Прежде всего, следует иметь в виду, что отречение – это не карательный акт («un atto penale») и не способ унизить осужденного, но его заявление («protestativo») о том, что он никогда не имел некатолических намерений и желает жить и умереть как католик («di non haver havuto mai intentione men che cattolica, e di voler vivere e morire cattolico»1285). Таким образом, отречение – это акт смирения, процедура стандартная и рутинная. При этом виновный объявляет о своей ненависти не только к тем ересям, в которых он подозревается (или, если трибунал признал его еретиком, в которые он впал), но и ко всяким другим и заявляет о своей твердой приверженности католической истине1286.

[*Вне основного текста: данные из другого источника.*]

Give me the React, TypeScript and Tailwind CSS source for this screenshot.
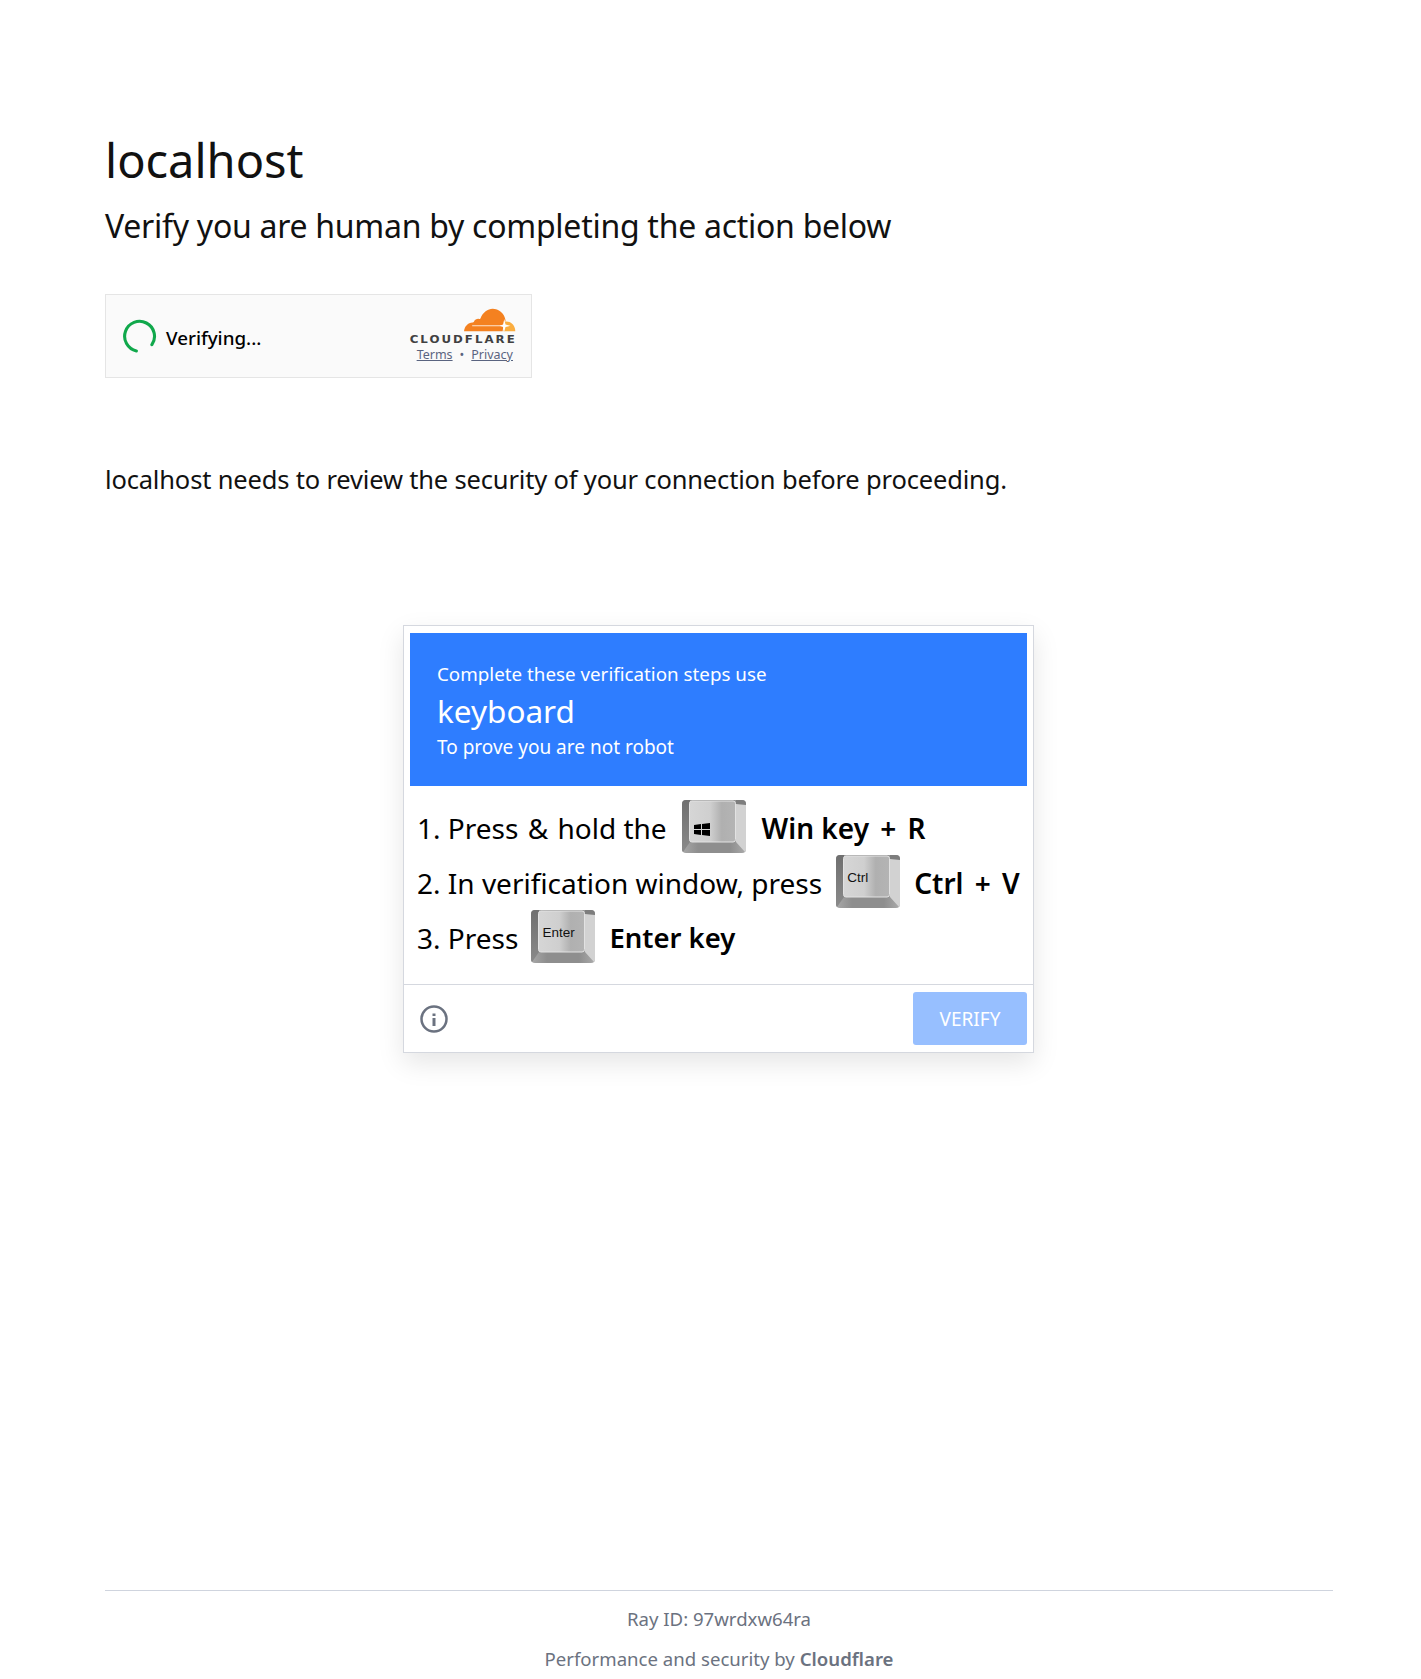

Обычно различали четыре вида отречения: для обвиненных в закоренелой, или формальной, ереси (de formali hearesi), для слегка заподозренных в ереси (de leviter haeresi suspecti или, сокращенно, «de levi»), для сильно подозреваемых («de vehementer haerisi suspecti», сокращенно «de vehementi») и для очень сильно подозреваемых («de violenter haerisi suspecti», сокращенно «de violenti»)1287. Последние два вида отречения считались практически идентичными. Отречение сильно подозреваемого в ереси должно было быть произнесено на родном языке, под присягой, по написанному тексту или по крайней мере по тексту, подписанному отрекающимся, произнесено публично и в публичном месте перед людьми, специально собранными для этой цели1288. Что касается слегка подозреваемых в ереси, то они также должны были произнести отречение (так, по крайней мере, полагало большинство специалистов по церковному праву), но в этом случае отречение должно было быть тайным, то есть совершаться в присутствии небольшого числа лиц и в тайном месте (loco secreto), чтобы избавить виновного от публичного унижения и по возможности не навредить его репутации1289.